• Written request
Take down each entry exactly as written.

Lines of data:
+===+
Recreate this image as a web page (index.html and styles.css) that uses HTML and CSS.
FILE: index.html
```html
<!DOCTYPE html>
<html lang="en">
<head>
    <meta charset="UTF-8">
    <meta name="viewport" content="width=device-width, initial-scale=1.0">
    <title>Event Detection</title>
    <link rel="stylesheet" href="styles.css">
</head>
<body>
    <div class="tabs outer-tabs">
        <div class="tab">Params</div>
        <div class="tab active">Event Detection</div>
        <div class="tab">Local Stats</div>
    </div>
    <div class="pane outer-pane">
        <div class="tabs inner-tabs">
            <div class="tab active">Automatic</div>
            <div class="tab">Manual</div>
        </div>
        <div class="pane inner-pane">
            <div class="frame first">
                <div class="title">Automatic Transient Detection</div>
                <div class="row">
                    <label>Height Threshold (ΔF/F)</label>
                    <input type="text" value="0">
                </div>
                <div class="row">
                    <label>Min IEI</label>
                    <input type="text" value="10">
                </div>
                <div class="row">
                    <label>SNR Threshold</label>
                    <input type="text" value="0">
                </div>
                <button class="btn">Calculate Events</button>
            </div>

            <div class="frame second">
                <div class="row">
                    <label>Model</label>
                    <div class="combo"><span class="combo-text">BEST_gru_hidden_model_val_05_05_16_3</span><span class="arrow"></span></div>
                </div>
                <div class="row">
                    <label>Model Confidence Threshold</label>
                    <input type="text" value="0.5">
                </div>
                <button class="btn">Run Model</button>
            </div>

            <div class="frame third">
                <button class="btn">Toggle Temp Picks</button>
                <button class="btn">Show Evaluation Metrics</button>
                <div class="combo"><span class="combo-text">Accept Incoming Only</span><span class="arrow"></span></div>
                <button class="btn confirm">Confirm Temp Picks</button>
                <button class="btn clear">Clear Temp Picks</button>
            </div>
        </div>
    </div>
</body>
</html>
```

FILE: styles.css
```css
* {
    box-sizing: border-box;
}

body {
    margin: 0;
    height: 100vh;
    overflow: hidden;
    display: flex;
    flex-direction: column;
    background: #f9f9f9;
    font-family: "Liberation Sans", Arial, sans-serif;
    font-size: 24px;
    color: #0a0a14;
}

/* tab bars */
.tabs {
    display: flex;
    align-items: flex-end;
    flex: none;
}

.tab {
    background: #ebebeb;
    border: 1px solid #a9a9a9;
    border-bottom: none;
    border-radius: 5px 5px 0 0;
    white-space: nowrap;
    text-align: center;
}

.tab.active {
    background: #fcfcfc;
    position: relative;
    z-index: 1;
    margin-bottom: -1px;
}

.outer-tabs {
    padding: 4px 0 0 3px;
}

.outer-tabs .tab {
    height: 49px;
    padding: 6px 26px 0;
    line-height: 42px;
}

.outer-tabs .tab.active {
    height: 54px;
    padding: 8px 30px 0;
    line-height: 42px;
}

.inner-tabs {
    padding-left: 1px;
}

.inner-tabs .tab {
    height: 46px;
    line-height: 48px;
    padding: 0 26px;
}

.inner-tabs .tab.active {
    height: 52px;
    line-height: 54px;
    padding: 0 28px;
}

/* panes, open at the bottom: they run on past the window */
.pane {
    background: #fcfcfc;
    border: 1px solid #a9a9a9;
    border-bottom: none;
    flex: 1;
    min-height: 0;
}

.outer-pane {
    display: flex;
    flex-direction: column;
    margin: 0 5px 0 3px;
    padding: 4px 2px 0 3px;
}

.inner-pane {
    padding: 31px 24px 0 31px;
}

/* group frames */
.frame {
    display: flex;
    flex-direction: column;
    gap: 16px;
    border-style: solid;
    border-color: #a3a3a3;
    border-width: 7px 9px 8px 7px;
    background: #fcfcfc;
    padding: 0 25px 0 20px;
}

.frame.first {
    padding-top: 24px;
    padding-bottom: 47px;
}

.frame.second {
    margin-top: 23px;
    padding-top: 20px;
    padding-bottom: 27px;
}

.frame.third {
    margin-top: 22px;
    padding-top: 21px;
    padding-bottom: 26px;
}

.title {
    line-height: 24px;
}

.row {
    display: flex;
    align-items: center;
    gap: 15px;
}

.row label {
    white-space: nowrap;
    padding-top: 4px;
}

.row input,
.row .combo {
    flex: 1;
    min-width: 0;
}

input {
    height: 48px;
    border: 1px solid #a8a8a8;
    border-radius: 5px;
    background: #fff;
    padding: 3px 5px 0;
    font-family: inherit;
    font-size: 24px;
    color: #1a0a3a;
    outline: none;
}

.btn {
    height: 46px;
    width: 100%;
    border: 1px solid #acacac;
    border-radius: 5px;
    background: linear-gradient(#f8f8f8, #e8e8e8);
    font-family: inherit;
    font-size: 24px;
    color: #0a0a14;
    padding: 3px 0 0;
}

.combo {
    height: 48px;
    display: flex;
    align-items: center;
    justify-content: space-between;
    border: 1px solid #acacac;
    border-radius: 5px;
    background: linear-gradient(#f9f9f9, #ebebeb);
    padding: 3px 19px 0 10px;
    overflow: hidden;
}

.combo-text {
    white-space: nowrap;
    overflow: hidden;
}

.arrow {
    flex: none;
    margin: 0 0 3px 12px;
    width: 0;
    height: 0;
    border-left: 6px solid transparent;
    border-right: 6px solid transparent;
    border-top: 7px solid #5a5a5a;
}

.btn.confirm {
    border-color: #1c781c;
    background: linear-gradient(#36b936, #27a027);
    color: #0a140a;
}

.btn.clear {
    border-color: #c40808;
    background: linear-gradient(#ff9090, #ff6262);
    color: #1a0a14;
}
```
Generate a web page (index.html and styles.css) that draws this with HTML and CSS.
+===+
• Result of this exercise
Recreate this image as a web page (index.html and styles.css) that uses HTML and CSS.
FILE: index.html
```html
<!DOCTYPE html>
<html lang="en">
<head>
    <meta charset="UTF-8">
    <meta name="viewport" content="width=device-width, initial-scale=1.0">
    <title>Event Detection</title>
    <link rel="stylesheet" href="styles.css">
</head>
<body>
    <div class="tabs outer-tabs">
        <div class="tab">Params</div>
        <div class="tab active">Event Detection</div>
        <div class="tab">Local Stats</div>
    </div>
    <div class="pane outer-pane">
        <div class="tabs inner-tabs">
            <div class="tab active">Automatic</div>
            <div class="tab">Manual</div>
        </div>
        <div class="pane inner-pane">
            <div class="frame first">
                <div class="title">Automatic Transient Detection</div>
                <div class="row">
                    <label>Height Threshold (ΔF/F)</label>
                    <input type="text" value="0">
                </div>
                <div class="row">
                    <label>Min IEI</label>
                    <input type="text" value="10">
                </div>
                <div class="row">
                    <label>SNR Threshold</label>
                    <input type="text" value="0">
                </div>
                <button class="btn">Calculate Events</button>
            </div>

            <div class="frame second">
                <div class="row">
                    <label>Model</label>
                    <div class="combo"><span class="combo-text">BEST_gru_hidden_model_val_05_05_16_3</span><span class="arrow"></span></div>
                </div>
                <div class="row">
                    <label>Model Confidence Threshold</label>
                    <input type="text" value="0.5">
                </div>
                <button class="btn">Run Model</button>
            </div>

            <div class="frame third">
                <button class="btn">Toggle Temp Picks</button>
                <button class="btn">Show Evaluation Metrics</button>
                <div class="combo"><span class="combo-text">Accept Incoming Only</span><span class="arrow"></span></div>
                <button class="btn confirm">Confirm Temp Picks</button>
                <button class="btn clear">Clear Temp Picks</button>
            </div>
        </div>
    </div>
</body>
</html>
```

FILE: styles.css
```css
* {
    box-sizing: border-box;
}

body {
    margin: 0;
    height: 100vh;
    overflow: hidden;
    display: flex;
    flex-direction: column;
    background: #f9f9f9;
    font-family: "Liberation Sans", Arial, sans-serif;
    font-size: 24px;
    color: #0a0a14;
}

/* tab bars */
.tabs {
    display: flex;
    align-items: flex-end;
    flex: none;
}

.tab {
    background: #ebebeb;
    border: 1px solid #a9a9a9;
    border-bottom: none;
    border-radius: 5px 5px 0 0;
    white-space: nowrap;
    text-align: center;
}

.tab.active {
    background: #fcfcfc;
    position: relative;
    z-index: 1;
    margin-bottom: -1px;
}

.outer-tabs {
    padding: 4px 0 0 3px;
}

.outer-tabs .tab {
    height: 49px;
    padding: 6px 26px 0;
    line-height: 42px;
}

.outer-tabs .tab.active {
    height: 54px;
    padding: 8px 30px 0;
    line-height: 42px;
}

.inner-tabs {
    padding-left: 1px;
}

.inner-tabs .tab {
    height: 46px;
    line-height: 48px;
    padding: 0 26px;
}

.inner-tabs .tab.active {
    height: 52px;
    line-height: 54px;
    padding: 0 28px;
}

/* panes, open at the bottom: they run on past the window */
.pane {
    background: #fcfcfc;
    border: 1px solid #a9a9a9;
    border-bottom: none;
    flex: 1;
    min-height: 0;
}

.outer-pane {
    display: flex;
    flex-direction: column;
    margin: 0 5px 0 3px;
    padding: 4px 2px 0 3px;
}

.inner-pane {
    padding: 31px 24px 0 31px;
}

/* group frames */
.frame {
    display: flex;
    flex-direction: column;
    gap: 16px;
    border-style: solid;
    border-color: #a3a3a3;
    border-width: 7px 9px 8px 7px;
    background: #fcfcfc;
    padding: 0 25px 0 20px;
}

.frame.first {
    padding-top: 24px;
    padding-bottom: 47px;
}

.frame.second {
    margin-top: 23px;
    padding-top: 20px;
    padding-bottom: 27px;
}

.frame.third {
    margin-top: 22px;
    padding-top: 21px;
    padding-bottom: 26px;
}

.title {
    line-height: 24px;
}

.row {
    display: flex;
    align-items: center;
    gap: 15px;
}

.row label {
    white-space: nowrap;
    padding-top: 4px;
}

.row input,
.row .combo {
    flex: 1;
    min-width: 0;
}

input {
    height: 48px;
    border: 1px solid #a8a8a8;
    border-radius: 5px;
    background: #fff;
    padding: 3px 5px 0;
    font-family: inherit;
    font-size: 24px;
    color: #1a0a3a;
    outline: none;
}

.btn {
    height: 46px;
    width: 100%;
    border: 1px solid #acacac;
    border-radius: 5px;
    background: linear-gradient(#f8f8f8, #e8e8e8);
    font-family: inherit;
    font-size: 24px;
    color: #0a0a14;
    padding: 3px 0 0;
}

.combo {
    height: 48px;
    display: flex;
    align-items: center;
    justify-content: space-between;
    border: 1px solid #acacac;
    border-radius: 5px;
    background: linear-gradient(#f9f9f9, #ebebeb);
    padding: 3px 19px 0 10px;
    overflow: hidden;
}

.combo-text {
    white-space: nowrap;
    overflow: hidden;
}

.arrow {
    flex: none;
    margin: 0 0 3px 12px;
    width: 0;
    height: 0;
    border-left: 6px solid transparent;
    border-right: 6px solid transparent;
    border-top: 7px solid #5a5a5a;
}

.btn.confirm {
    border-color: #1c781c;
    background: linear-gradient(#36b936, #27a027);
    color: #0a140a;
}

.btn.clear {
    border-color: #c40808;
    background: linear-gradient(#ff9090, #ff6262);
    color: #1a0a14;
}
```
Generate a web page (index.html and styles.css) that draws this with HTML and CSS.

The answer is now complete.